My current, hopefully not-doomed project is a simple 3D Roguelike. For a quick rundown of the Roguelike concept and some common elements, Wikipedia is helpful as always. Mine own effort is intended to have traditional 2D movement and such, but representing the world with 3D eyecandy. The hope is to end up with a visually rich and immersive environment for the same kind of thoughtful play evoked by a good Roguelike.
Other games have done similar shiny things to the Roguelike formula. Diablo (and all its offspring, legitimate and by-blows both) springs to mind, with a special mention to Fate as I played it relatively recently. These sacrifice a lot of the complexity of the originals in updating the gameplay to be real-time, with an interface suitable for the quick reactions required by such. And very fun they are, but I miss turn-based combat occasionally.

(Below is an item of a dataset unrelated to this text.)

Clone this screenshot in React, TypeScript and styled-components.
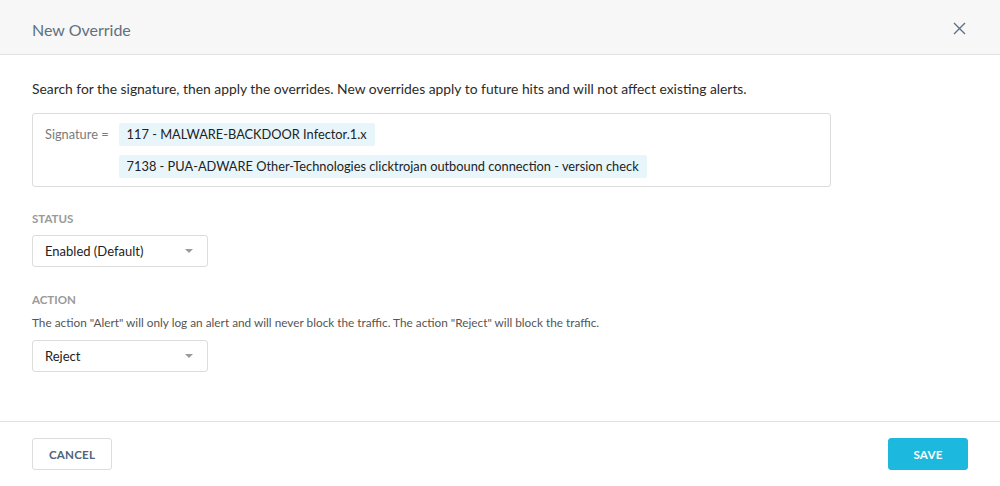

Anyway, the high-level design is rough, and for the moment I'm focusing on getting the base technology up and running; I'd like to get the crucial elements affording roguelike gameplay implemented using 3D elements rather than a flat ASCII map and see where that leads.
For completeness, a small screenshot of the progress so far. Not much, but its only been in development for a few days... and no asset pipeline means nasty test meshes and textures. You can just about make out the solid black 'shadows' showing the field of view.